Its recommendation for reserving seats for the minorities in the Indian Institutes
of Management, Indian Institutes of Technology and Indian Institute of Foreign
Trade makes this amply clear.
While the NMCME has talked of minorities and
not Muslims specifically, there can be no mistaking its intent. Communities
like Christians, Parsees and Sikhs are by no means in any need of affirmative
action in education. It is only the Muslims who do. And even they, as a community,
will not benefit from the step.
The educational institutions concerned are
the premier ones of their kind in India and known the world over for their
excellence. The process of admission to each of them is fiercely competitive
and it is only the crème-de-la-crème among students who make
it. Consequently, teaching and evaluation is of a commensurate level.
Admitting people who cannot get in through
open competition, may lead to many of them ending up as failures and dropouts.

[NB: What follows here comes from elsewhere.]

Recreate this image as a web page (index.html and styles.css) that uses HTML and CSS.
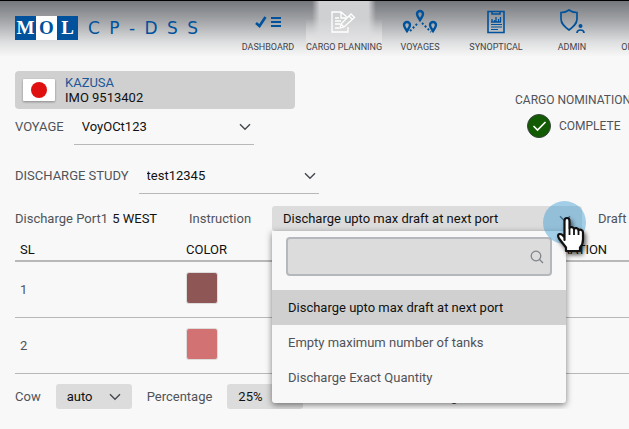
FILE: index.html
```html
<!DOCTYPE html>
<html lang="en">
<head>
<meta charset="utf-8">
<meta name="viewport" content="width=device-width, initial-scale=1">
<title>CP-DSS</title>
<link rel="stylesheet" href="styles.css">
</head>
<body>
<svg class="defs" aria-hidden="true">
  <symbol id="chevron" viewBox="0 0 12 8"><path d="M1 1.2 6 6.3l5-5.1" fill="none" stroke="currentColor" stroke-width="1.4"/></symbol>
</svg>
<header class="topbar">
  <div class="brand">
    <div class="logo"><span>M</span><span class="logo-mid">O</span><span>L</span></div>
    <div class="wordmark"><span>C</span><span>P</span><span>-</span><span>D</span><span>S</span><span>S</span></div>
  </div>
  <nav class="nav">
    <a href="#" class="nav-item">
      <svg width="28" height="28" viewBox="0 0 28 28" fill="none" stroke="currentColor"><path d="m2 15 3.500 3 6-9" stroke-width="2.600"/><path d="M17 10h10M17 14h10M17 18h10" stroke-width="2"/></svg>
      <span>DASHBOARD</span>
    </a>
    <a href="#" class="nav-item active" aria-current="page">
      <svg width="28" height="28" viewBox="0 0 28 28" fill="none" stroke="currentColor" stroke-width="1.300"><path d="M18 19v5H2V4h9l6 5M11 4v6h5M5 10h4M5 13h6M5 16h5M5 20h4"/><path d="m11 16 10-10 3.500 3.500L14 19l-4 1zM19 8l3.500 3.500M11 16l3 3"/></svg>
      <span>CARGO PLANNING</span>
    </a>
    <a href="#" class="nav-item">
      <svg width="36" height="28" viewBox="0 0 36 28" fill="none" stroke="currentColor"><g stroke-width="2.400"><path d="M5 23c-2-3-3-4-3-6a3 3 0 0 1 6 0c0 2-1 3-3 6zM18 12c-2-3-3-4-3-6a3 3 0 0 1 6 0c0 2-1 3-3 6zM31 23c-2-3-3-4-3-6a3 3 0 0 1 6 0c0 2-1 3-3 6z"/></g><path d="m8 23 8-8M20 15l9 9" stroke-width="2" stroke-dasharray="2 2"/></svg>
      <span>VOYAGES</span>
    </a>
    <a href="#" class="nav-item">
      <svg width="28" height="28" viewBox="0 0 28 28" fill="none" stroke="currentColor"><path d="M6 3.500h16v21H6z" stroke-width="1.600"/><path d="M10 3v3h8V3" stroke-width="1.500"/><path d="M9 14h10M10 14v-3M12.500 14v-2M14 14V9M16.500 14v-3M18.500 14v-5" stroke-width="1.300"/><path d="M9 16.500h11M9 19h11M9 21.500h7" stroke-width="1.200"/></svg>
      <span>SYNOPTICAL</span>
    </a>
    <a href="#" class="nav-item">
      <svg width="28" height="28" viewBox="0 0 28 28" fill="none" stroke="currentColor" stroke-width="1.700"><path d="M11 2c2 1.500 5 2.500 8 2.500V11c0 5-4 8-8 11-4-3-8-6-8-11V4.500C6 4.500 9 3.500 11 2z"/><circle cx="22.500" cy="18" r="2" fill="currentColor" stroke="none"/><path d="M19 25c0-4 7-4 7 0"/></svg>
      <span>ADMIN</span>
    </a>
    <a href="#" class="nav-item">
      <svg width="28" height="28" viewBox="0 0 28 28"></svg>
      <span>OPERATIONS</span>
    </a>
  </nav>
</header>

<main class="page">
  <section class="summary">
    <div class="voyage-info">
      <div class="vessel">
        <svg class="flag" width="32" height="22" viewBox="0 0 32 22" role="img" aria-label="Japan"><rect width="32" height="22" rx="1" fill="#fff"/><circle cx="16" cy="11" r="8" fill="#df1010"/></svg>
        <div><div class="vessel-name">KAZUSA</div><div>IMO 9513402</div></div>
      </div>
      <div class="line-field">
        <label for="voyage">VOYAGE</label>
        <div class="select line"><select id="voyage"><option>VoyOCt123</option></select><svg><use href="#chevron"/></svg></div>
      </div>
    </div>
    <div class="status">
      <div>CARGO NOMINATION</div>
      <div class="status-value">
        <svg width="24" height="24" viewBox="0 0 24 24"><circle cx="12" cy="12" r="11.500" fill="#125a03" stroke="#39453c"/><path d="m6.500 12 4 4 8-8" fill="none" stroke="#fff" stroke-width="1.600"/></svg>
        <span>COMPLETE</span>
      </div>
    </div>
  </section>
  <div class="line-field study">
    <label for="study">DISCHARGE STUDY</label>
    <div class="select line"><select id="study"><option>test12345</option></select><svg><use href="#chevron"/></svg></div>
  </div>

  <section class="port-bar">
    <div class="port">Discharge Port1 <span class="strong">5 WEST</span></div>
    <label class="instruction-label" for="instruction">Instruction</label>
    <div class="instruction">
      <div class="select filled"><select id="instruction"><option>Discharge upto max draft at next port</option></select><svg><use href="#chevron"/></svg></div>
      <div class="menu">
        <div class="search">
          <input type="search" aria-label="Search instructions">
          <svg width="14" height="14" viewBox="0 0 14 14" fill="none" stroke="currentColor" stroke-width="1.200"><circle cx="6" cy="6" r="4.800"/><path d="m9.500 9.500 3.500 3.500"/></svg>
        </div>
        <button type="button" class="option selected">Discharge upto max draft at next port</button>
        <button type="button" class="option">Empty maximum number of tanks</button>
        <button type="button" class="option">Discharge Exact Quantity</button>
      </div>
      <div class="pointer" aria-hidden="true">
        <svg width="32" height="42" viewBox="0 0 32 42"><path d="M8.500 24V5c0-4 5-4 5 0v7c1-1.500 4-1 4.500 1 1-1.500 4-1 4.500 1 2-1 4.500 0 4.500 2.500v7c0 4-1 6-3 8v3.500H10v-3.500l-7-9c-3-5 2-6.500 5.500-1z" fill="#fff" stroke="#111" stroke-width="2.200" stroke-linejoin="round"/><path d="M13.500 12v7M18 13v6M22.500 14v5" stroke="#111" stroke-width="1.800"/></svg>
      </div>
    </div>
    <div class="draft">Draft</div>
  </section>

  <table class="cargo">
    <thead><tr><th class="col-sl">SL</th><th class="col-color">COLOR</th><th>DURATION</th></tr></thead>
    <tbody>
      <tr><td>1</td><td><div class="swatch brown"></div></td><td></td></tr>
      <tr><td>2</td><td><div class="swatch coral"></div></td><td></td></tr>
    </tbody>
  </table>

  <section class="cow-bar">
    <label for="cow">Cow</label>
    <div class="select filled small"><select id="cow"><option>auto</option></select><svg><use href="#chevron"/></svg></div>
    <label for="percentage">Percentage</label>
    <div class="select filled small"><select id="percentage"><option>25%</option></select><svg><use href="#chevron"/></svg></div>
    <div class="washing">Tank washing</div>
  </section>
</main>
</body>
</html>
```
FILE: styles.css
```css
* { box-sizing: border-box; }

body {
  margin: 0;
  background: #f8f8f8;
  color: #505358;
  font: 13px/16px Roboto, "Liberation Sans", sans-serif;
  overflow: hidden;
}

.defs { position: absolute; width: 0; height: 0; }

.topbar {
  display: flex;
  height: 60px;
  padding-left: 15px;
  border-top: 1px solid #000;
  background: linear-gradient(#74777c, #a5a7aa 35%, #dedfe0 70%, #f8f8f8 95%);
}

.brand {
  display: flex;
  flex: none;
  gap: 10px;
  width: 215px;
  padding-top: 15px;
  color: #00529c;
}

.logo { display: flex; height: 24px; background: #00529c; color: #fff; }
.logo span {
  width: 21px;
  text-align: center;
  font: bold 19px/24px "Liberation Serif", serif;
}
.logo .logo-mid { background: #fff; color: #00529c; }

.wordmark {
  display: flex;
  justify-content: space-between;
  width: 110px;
  font: 17px/24px "DejaVu Sans", sans-serif;
}

.nav { display: flex; flex: 1; min-width: 0; overflow: hidden; }
.nav-item {
  display: flex;
  flex: none;
  flex-direction: column;
  align-items: center;
  gap: 5px;
  width: 76px;
  padding-top: 7px;
  color: #00529c;
  font-size: 9px;
  line-height: 12px;
  text-decoration: none;
  white-space: nowrap;
}
.nav-item span { color: #3f4349; }
.nav-item.active {
  color: #fff;
  background:
    linear-gradient(transparent 30%, #e6e6e7 75%, #f8f8f8 95%),
    linear-gradient(90deg, transparent 8%, #cfd0d2 18%, #cfd0d2 82%, transparent 92%);
}

.page { padding: 11px 0 0 15px; }

.summary { display: flex; justify-content: space-between; }

.vessel {
  display: flex;
  align-items: center;
  gap: 10px;
  width: 280px;
  height: 38px;
  padding-left: 8px;
  border-radius: 4px;
  background: #d0d0d0;
  color: #111;
  line-height: 15px;
}
.vessel-name { color: #1c5796; }
.flag { filter: drop-shadow(0 1px 1px #888); }

.line-field { display: flex; align-items: center; height: 36px; gap: 10px; }
.line-field.study { margin-top: 13px; }

.select { display: grid; align-items: center; }
.select > * { grid-area: 1 / 1; }
.select > svg {
  justify-self: end;
  width: 12px;
  height: 8px;
  margin-right: 3px;
  color: #45494f;
  pointer-events: none;
}
select {
  width: 100%;
  height: 100%;
  padding: 0;
  border: 0;
  appearance: none;
  background: none;
  color: #111;
  font: inherit;
}
.select.line {
  width: 180px;
  height: 36px;
  padding-left: 8px;
  border-bottom: 1px solid #b8b8b8;
}
.select.filled {
  height: 25px;
  padding: 0 8px 0 11px;
  border-radius: 3px;
  background: #dcdcdc;
}

.status {
  width: 114px;
  padding-top: 22px;
  font-size: 12px;
  line-height: 15px;
  white-space: nowrap;
}
.status-value {
  display: flex;
  align-items: center;
  gap: 8px;
  margin-top: 6px;
  padding-left: 12px;
}

.port-bar { display: flex; align-items: center; margin-top: 12px; }
.port-bar > * { flex: none; }
.port { width: 174px; }
.strong { margin-left: 1px; color: #111; }
.instruction-label { width: 83px; }
.instruction { position: relative; width: 310px; }
.draft { margin-left: 16px; }

.menu {
  position: absolute;
  z-index: 2;
  top: 100%;
  left: 0;
  width: 294px;
  padding: 6px 0 8px;
  border-radius: 0 0 3px 3px;
  background: #f8f8f8;
  box-shadow: 0 2px 6px rgba(0, 0, 0, .5);
}
.search { display: grid; align-items: center; margin: 0 14px 14px; }
.search > * { grid-area: 1 / 1; }
.search input {
  width: 100%;
  height: 39px;
  padding: 0 32px 0 8px;
  border: 2px solid #b4b7bb;
  border-radius: 4px;
  appearance: none;
  background: #dcdcdc;
  font: inherit;
}
.search svg { justify-self: end; margin-right: 8px; color: #7c8087; }
.option {
  display: block;
  width: 100%;
  height: 35px;
  padding: 0 16px;
  border: 0;
  background: none;
  color: #505358;
  font: inherit;
  text-align: left;
}
.option.selected { background: #d0d0d0; color: #111; }

.pointer {
  position: absolute;
  z-index: 3;
  top: -5px;
  right: -4px;
  width: 43px;
  height: 43px;
  padding: 15px 0 0 13px;
  border-radius: 50%;
  background: rgba(60, 155, 210, .45);
}
.pointer svg { display: block; filter: drop-shadow(2px 3px 2px rgba(0, 0, 0, .6)); }

.cargo {
  width: 100%;
  border-collapse: separate;
  border-spacing: 0;
  table-layout: fixed;
}
.cargo th {
  height: 31px;
  padding: 9px 5px 0;
  border-bottom: 2px solid #b8b8b8;
  color: #111;
  font-weight: normal;
  text-align: left;
}
.cargo td { height: 56px; padding: 0 5px; border-bottom: 1px solid #b8b8b8; }
.cargo .col-sl { width: 166px; }
.cargo .col-color { width: 359px; }
.swatch {
  width: 32px;
  height: 32px;
  margin-top: -4px;
  border: 1px solid #ddd;
  border-radius: 3px;
}
.brown { background: #8e5655; }
.coral { background: #d27272; }

.cow-bar { display: flex; align-items: center; gap: 15px; padding-top: 10px; }
.select.small { width: 76px; }
.washing { margin-left: 60px; }
```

On the other hand, efforts to prevent this from happening will require a lowering
of the standards of instruction and evaluation, which will adversely affect
the quality of education. At a time when knowledge is increasingly the source
of power and progress in a globalising world, this will hobble institutions,
which have constituted India's cutting edge in the critical sectors of technology,
management and foreign trade and contributed greatly to its emergence as an
economic powerhouse and a super power in information technology software.
The damage will be permanent. It is does not
take much to destroy an institution but a great deal of effort to build one
or rebuild one that has been damaged. In the present instance the damage will
be to the ethos of excellence that characterise these centres of learning
and that, experience shows, is almost impossible to undo. In India's case,
the decline will be irreversible because the same minority vote-bank politics
which is behind the NMCME's breathtaking recommendation will abort any attempt
to set things right.
The most reprehensible part of it is the fact
that reservations suggested are not needed for helping Muslims to stride forward
and take their rightful place in the nation's life. The best among Indian
Muslims are as good as the best of any other community and do not require
a leg up.
The majority of the community which needs
affirmative action, a massive effort to boost the general level of education,
to bring them out of the proliferating network of madarsas, which do not train
people for productive roles in modern societies, and into the country's mainstream
system of education.
Once that is done, Indian Muslims, who have
repeatedly shown that they are second to none in areas as wide apart as sports,
the arts, administration and academics, will find their feet. On the other
hand, resort to controversial measures that divide and damage the nation without
helping them, will trigger a massive backlash that may jeopardise the measures
actually needed. But this, of course, is of no concern to people who view
Muslims merely as a vote-bank.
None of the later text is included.